Given information –
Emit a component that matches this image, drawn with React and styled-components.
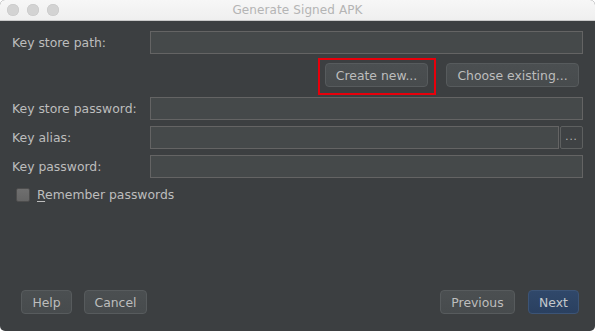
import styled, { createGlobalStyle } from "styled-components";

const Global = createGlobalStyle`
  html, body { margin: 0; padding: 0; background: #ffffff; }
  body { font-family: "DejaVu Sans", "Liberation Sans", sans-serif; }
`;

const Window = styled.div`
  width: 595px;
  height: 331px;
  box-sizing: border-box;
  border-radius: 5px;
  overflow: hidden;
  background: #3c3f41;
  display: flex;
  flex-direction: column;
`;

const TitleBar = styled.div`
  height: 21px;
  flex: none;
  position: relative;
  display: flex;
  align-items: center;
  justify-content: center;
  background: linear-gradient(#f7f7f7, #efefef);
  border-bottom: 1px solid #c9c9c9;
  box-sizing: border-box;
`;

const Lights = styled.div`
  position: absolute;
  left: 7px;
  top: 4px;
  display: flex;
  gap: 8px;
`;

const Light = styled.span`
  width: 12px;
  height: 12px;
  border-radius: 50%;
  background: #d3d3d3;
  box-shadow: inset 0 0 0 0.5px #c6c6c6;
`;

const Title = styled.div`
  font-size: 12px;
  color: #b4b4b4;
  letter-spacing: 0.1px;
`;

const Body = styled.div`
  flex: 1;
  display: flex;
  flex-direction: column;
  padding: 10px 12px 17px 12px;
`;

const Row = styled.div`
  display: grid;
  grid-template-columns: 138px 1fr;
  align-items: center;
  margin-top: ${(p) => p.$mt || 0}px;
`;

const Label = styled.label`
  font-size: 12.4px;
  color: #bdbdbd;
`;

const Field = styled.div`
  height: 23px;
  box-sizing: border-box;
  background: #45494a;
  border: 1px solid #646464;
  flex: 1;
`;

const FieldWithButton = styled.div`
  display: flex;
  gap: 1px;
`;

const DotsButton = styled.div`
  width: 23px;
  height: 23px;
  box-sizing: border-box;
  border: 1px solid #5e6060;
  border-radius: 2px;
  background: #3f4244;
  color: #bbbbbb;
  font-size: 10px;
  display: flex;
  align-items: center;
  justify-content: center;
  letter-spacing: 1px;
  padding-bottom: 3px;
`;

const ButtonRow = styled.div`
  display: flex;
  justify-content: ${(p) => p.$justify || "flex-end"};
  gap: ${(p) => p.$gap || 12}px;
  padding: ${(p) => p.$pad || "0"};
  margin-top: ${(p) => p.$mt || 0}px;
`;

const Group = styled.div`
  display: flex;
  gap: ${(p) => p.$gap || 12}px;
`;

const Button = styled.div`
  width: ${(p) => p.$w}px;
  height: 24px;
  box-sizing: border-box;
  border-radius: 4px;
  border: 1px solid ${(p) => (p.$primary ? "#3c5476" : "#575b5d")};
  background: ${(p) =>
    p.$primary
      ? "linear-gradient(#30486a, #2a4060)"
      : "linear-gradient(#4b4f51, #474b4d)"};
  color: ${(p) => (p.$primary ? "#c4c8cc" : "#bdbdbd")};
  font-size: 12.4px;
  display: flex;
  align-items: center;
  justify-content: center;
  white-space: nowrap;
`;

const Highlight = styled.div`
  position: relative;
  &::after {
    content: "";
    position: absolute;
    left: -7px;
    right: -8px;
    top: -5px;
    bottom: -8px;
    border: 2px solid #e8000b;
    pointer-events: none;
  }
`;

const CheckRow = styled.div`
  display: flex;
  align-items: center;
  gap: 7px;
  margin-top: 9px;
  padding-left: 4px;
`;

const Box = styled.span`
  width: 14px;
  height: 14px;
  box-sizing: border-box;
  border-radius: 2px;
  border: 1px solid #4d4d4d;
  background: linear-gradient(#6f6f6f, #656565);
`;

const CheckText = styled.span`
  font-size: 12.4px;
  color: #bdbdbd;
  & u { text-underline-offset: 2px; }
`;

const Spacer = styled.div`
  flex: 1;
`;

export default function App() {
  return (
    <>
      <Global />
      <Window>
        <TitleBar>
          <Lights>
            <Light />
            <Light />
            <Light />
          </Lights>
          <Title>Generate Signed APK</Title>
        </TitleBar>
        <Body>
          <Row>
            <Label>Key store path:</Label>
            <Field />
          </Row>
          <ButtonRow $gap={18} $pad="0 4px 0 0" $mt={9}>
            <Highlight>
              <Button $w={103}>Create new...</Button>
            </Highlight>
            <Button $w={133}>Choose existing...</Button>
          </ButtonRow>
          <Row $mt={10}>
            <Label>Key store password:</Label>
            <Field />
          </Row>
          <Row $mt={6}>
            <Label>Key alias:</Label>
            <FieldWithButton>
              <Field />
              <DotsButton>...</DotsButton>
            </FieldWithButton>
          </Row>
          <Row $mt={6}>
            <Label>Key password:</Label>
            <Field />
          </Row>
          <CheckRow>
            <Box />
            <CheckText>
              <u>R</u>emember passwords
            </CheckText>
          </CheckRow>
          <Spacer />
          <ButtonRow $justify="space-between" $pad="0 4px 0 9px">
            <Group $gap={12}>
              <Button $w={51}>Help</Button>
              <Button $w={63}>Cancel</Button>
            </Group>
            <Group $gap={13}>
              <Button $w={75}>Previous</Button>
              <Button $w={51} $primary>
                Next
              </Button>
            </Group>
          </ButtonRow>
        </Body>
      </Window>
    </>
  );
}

Exercise task –
Retype the listing exactly. Pictures do not belong in the copy.

Response –
Emit a component that matches this image, drawn with React and styled-components.
import styled, { createGlobalStyle } from "styled-components";

const Global = createGlobalStyle`
  html, body { margin: 0; padding: 0; background: #ffffff; }
  body { font-family: "DejaVu Sans", "Liberation Sans", sans-serif; }
`;

const Window = styled.div`
  width: 595px;
  height: 331px;
  box-sizing: border-box;
  border-radius: 5px;
  overflow: hidden;
  background: #3c3f41;
  display: flex;
  flex-direction: column;
`;

const TitleBar = styled.div`
  height: 21px;
  flex: none;
  position: relative;
  display: flex;
  align-items: center;
  justify-content: center;
  background: linear-gradient(#f7f7f7, #efefef);
  border-bottom: 1px solid #c9c9c9;
  box-sizing: border-box;
`;

const Lights = styled.div`
  position: absolute;
  left: 7px;
  top: 4px;
  display: flex;
  gap: 8px;
`;

const Light = styled.span`
  width: 12px;
  height: 12px;
  border-radius: 50%;
  background: #d3d3d3;
  box-shadow: inset 0 0 0 0.5px #c6c6c6;
`;

const Title = styled.div`
  font-size: 12px;
  color: #b4b4b4;
  letter-spacing: 0.1px;
`;

const Body = styled.div`
  flex: 1;
  display: flex;
  flex-direction: column;
  padding: 10px 12px 17px 12px;
`;

const Row = styled.div`
  display: grid;
  grid-template-columns: 138px 1fr;
  align-items: center;
  margin-top: ${(p) => p.$mt || 0}px;
`;

const Label = styled.label`
  font-size: 12.4px;
  color: #bdbdbd;
`;

const Field = styled.div`
  height: 23px;
  box-sizing: border-box;
  background: #45494a;
  border: 1px solid #646464;
  flex: 1;
`;

const FieldWithButton = styled.div`
  display: flex;
  gap: 1px;
`;

const DotsButton = styled.div`
  width: 23px;
  height: 23px;
  box-sizing: border-box;
  border: 1px solid #5e6060;
  border-radius: 2px;
  background: #3f4244;
  color: #bbbbbb;
  font-size: 10px;
  display: flex;
  align-items: center;
  justify-content: center;
  letter-spacing: 1px;
  padding-bottom: 3px;
`;

const ButtonRow = styled.div`
  display: flex;
  justify-content: ${(p) => p.$justify || "flex-end"};
  gap: ${(p) => p.$gap || 12}px;
  padding: ${(p) => p.$pad || "0"};
  margin-top: ${(p) => p.$mt || 0}px;
`;

const Group = styled.div`
  display: flex;
  gap: ${(p) => p.$gap || 12}px;
`;

const Button = styled.div`
  width: ${(p) => p.$w}px;
  height: 24px;
  box-sizing: border-box;
  border-radius: 4px;
  border: 1px solid ${(p) => (p.$primary ? "#3c5476" : "#575b5d")};
  background: ${(p) =>
    p.$primary
      ? "linear-gradient(#30486a, #2a4060)"
      : "linear-gradient(#4b4f51, #474b4d)"};
  color: ${(p) => (p.$primary ? "#c4c8cc" : "#bdbdbd")};
  font-size: 12.4px;
  display: flex;
  align-items: center;
  justify-content: center;
  white-space: nowrap;
`;

const Highlight = styled.div`
  position: relative;
  &::after {
    content: "";
    position: absolute;
    left: -7px;
    right: -8px;
    top: -5px;
    bottom: -8px;
    border: 2px solid #e8000b;
    pointer-events: none;
  }
`;

const CheckRow = styled.div`
  display: flex;
  align-items: center;
  gap: 7px;
  margin-top: 9px;
  padding-left: 4px;
`;

const Box = styled.span`
  width: 14px;
  height: 14px;
  box-sizing: border-box;
  border-radius: 2px;
  border: 1px solid #4d4d4d;
  background: linear-gradient(#6f6f6f, #656565);
`;

const CheckText = styled.span`
  font-size: 12.4px;
  color: #bdbdbd;
  & u { text-underline-offset: 2px; }
`;

const Spacer = styled.div`
  flex: 1;
`;

export default function App() {
  return (
    <>
      <Global />
      <Window>
        <TitleBar>
          <Lights>
            <Light />
            <Light />
            <Light />
          </Lights>
          <Title>Generate Signed APK</Title>
        </TitleBar>
        <Body>
          <Row>
            <Label>Key store path:</Label>
            <Field />
          </Row>
          <ButtonRow $gap={18} $pad="0 4px 0 0" $mt={9}>
            <Highlight>
              <Button $w={103}>Create new...</Button>
            </Highlight>
            <Button $w={133}>Choose existing...</Button>
          </ButtonRow>
          <Row $mt={10}>
            <Label>Key store password:</Label>
            <Field />
          </Row>
          <Row $mt={6}>
            <Label>Key alias:</Label>
            <FieldWithButton>
              <Field />
              <DotsButton>...</DotsButton>
            </FieldWithButton>
          </Row>
          <Row $mt={6}>
            <Label>Key password:</Label>
            <Field />
          </Row>
          <CheckRow>
            <Box />
            <CheckText>
              <u>R</u>emember passwords
            </CheckText>
          </CheckRow>
          <Spacer />
          <ButtonRow $justify="space-between" $pad="0 4px 0 9px">
            <Group $gap={12}>
              <Button $w={51}>Help</Button>
              <Button $w={63}>Cancel</Button>
            </Group>
            <Group $gap={13}>
              <Button $w={75}>Previous</Button>
              <Button $w={51} $primary>
                Next
              </Button>
            </Group>
          </ButtonRow>
        </Body>
      </Window>
    </>
  );
}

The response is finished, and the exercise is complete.